Gearbeitet wird mit einem sogenannten Schinder beziehungsweise Schweifhobel. „Das Gerät habe ich bestimmt 40 Jahre lang nicht mehr gesehen“, sagt Theo Sander, ausgebildeter Möbelschreiner. „Damals wurde der Schinder beispielsweise benutzt, um den Handlauf für ein Treppengeländer zu bearbeiten.“

 

Bei der Herstellung von Palmstöcken bezeichnet sich Theo Sander als Auszubildender. Sein Lehrmeister Theo Lippelt ist jedoch zuversichtlich. Dem Heimatverein ist es wichtig, das Wissen um dieses Handwerk zu erhalten.

 

RN-Foto: Maria Niermann
Theo Sander, Theo Lippelt und Norbert Hagelschur

Mehr als 100 Stöcke haben Theo Lippelt, Norbert Hagelschuer und Theo Sander schließlich fertiggestellt. Schmücken müssen die Stöcke die Kinder.

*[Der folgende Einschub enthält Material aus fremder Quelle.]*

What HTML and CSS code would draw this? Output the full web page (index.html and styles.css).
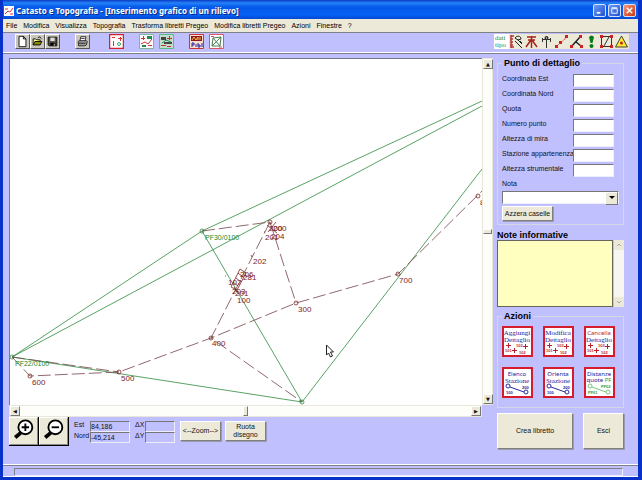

Die Kommunionkinder kommen mit ihren Betreuern, die Kindergartenkinder mit den Erzieherinnen. Dann werden die Weidenstöcke dekoriert mit Buchsbaum, mit Äpfeln und Schleifen. Am Palmsonntag tragen die Kinder die Palmstöcke, in Erinnerung an den Einzug Jesu in Jerusalem, in einer Prozession, in die Vitus-Kirche.

Maria Niermann

 

Anmerkungen
Hecken und Kopfweiden dürfen bis Ende Februar ‚auf den Stock gesetzt‘ werden.
Da dann die Brutzeit der Vögel beginnt ist ein Schnitt ab März verboten.
Der Schinder heißt auch Schweifhobel oder Schabhobel.